Setelah kejadian lucu itu, kami melewati Cibangkong Lor, menuju pasar Cibangkong. Kami hendak menuju Jalan 17 Agustus, kembali saya mendapati orang-orang yang bikin saya tertawa. Sebelum pasar Cibangkong, saya bertanya kepada seorang pedagang makanan ringan. “Teh upami jalan 17 Agustus palih mana?” Si teteh itu menjawab “Oh… lurus weh a, caket pasar ke aya pertigaan terus belok kiri” Saya sedikit tersenyum ketika melihat tangan si teteh ini. Dia menunjukkan arah belok kiri tapi dengan tangan ke arah kanan. Hahaha…

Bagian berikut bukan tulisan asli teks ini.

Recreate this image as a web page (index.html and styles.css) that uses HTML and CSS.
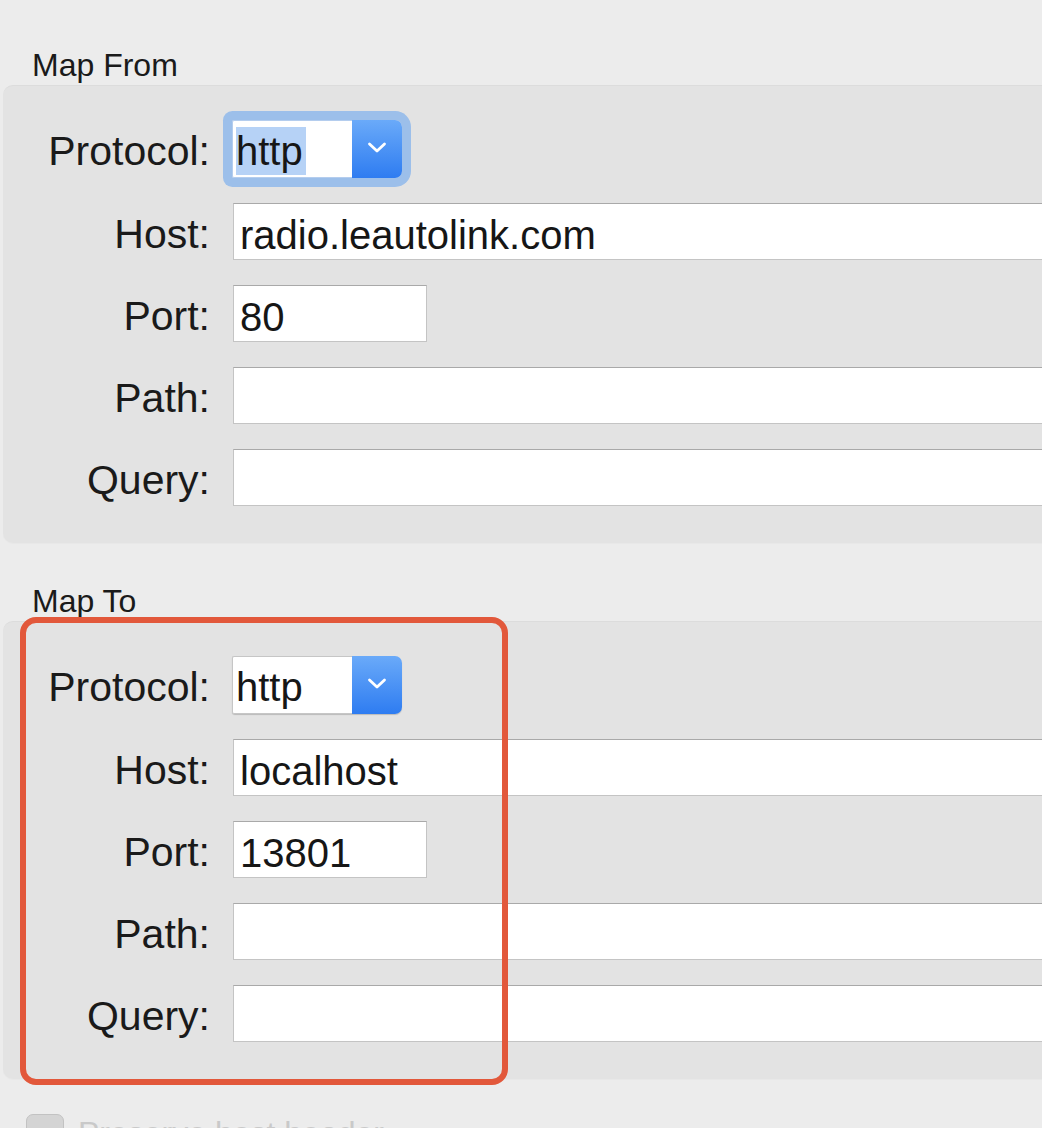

Tak lama kami sampai di Pasar Cibangkong. Ada yang sedikit kontras ketika saya sampai di pasar Cibangkong ini. Pasar yang satu ini berdampingan dengan Alfamart. Bagi saya ini sesuatu yang bertolak belakang. Pasar yang identik dengan harga murah, bertransaksi dengan tawar menawar, adanya komunikasi dua arah antara pembeli dan penjual, justru berdampingan dengan minimarket yang tak ada tawar menawar harga, komunikasi antara pembeli dan penjual yang terbatas dan lain sebagainya. Kontras.
Akhirnya kami mendapati Jalan 17 Agustus, tapi karena satu dan lain hal kami tak menyusurinya, kami justru melewati gang lain. Kali ini kami akan menuju kampung PU atau Pulo Unrust di kawasan Jalan Cibangkong. Sebelum ke sana, saya berhenti sejenak di warung pinggir anak sungai Ci Kapundung sedangkan teman-teman yang lain dengan tempo yang santai mulai bergerak maju. Ketika saya membeli rokok di warung tersebut, saya berbincang ringan dengan sang pemilik warung. Ibu Adim, begitu ketika saya tanya namanya. Beliau mengira saya, juga teman-teman lainnya adalah mahasiswa. Bagi saya yang tidak sempat mengalami masa-masa perkuliahan, senang saja disebut mahasiswa. Hahaha. Sang Ibu sedikit curhat kepada saya, “A, mahasiswa?” tanyanya “Sanes bu, saya dari Komunitas Aleut, bu. Komunitas pengapresiasi sejarah” timpal saya. Belum sempat saya berbicara lebih jauh, sang ibu sudah memotong dengan sedikit keluhan “Cik, a, pangbejakeun kanu gaduh Bandung, ka Ridwan Kamil, ieu kumaha kitu sampah, di payun teh kan aya penampungan sampah. Tah sok aya oge anu dudurukan di dinya. Da atuh nu miceun sampah kadinya teh ti mana-mana. Ibu sok sesek napas mun aya haseup durukan lebet ka bumi” katanya. Saya tak bisa berkata apa-apa, hanya mendengarkan sang ibu yang sedang bercerita setengah curhat itu. “Duh, bu sesah upami abdi mah…”….. “Nya atuh jang kumaha weh atuh” kembali Bu Adim memotong pembicaraan. “Ari pas bade pencoblosan dongkap kadieu kotka someah. Ari ayeuna tara aya jol deui kadieu” tuturnya. Saya hanya mengangguk-ngangguk. Tak lama saya pamit dan berlalu, sang Ibu mempersilakan sambil mewanti-wanti.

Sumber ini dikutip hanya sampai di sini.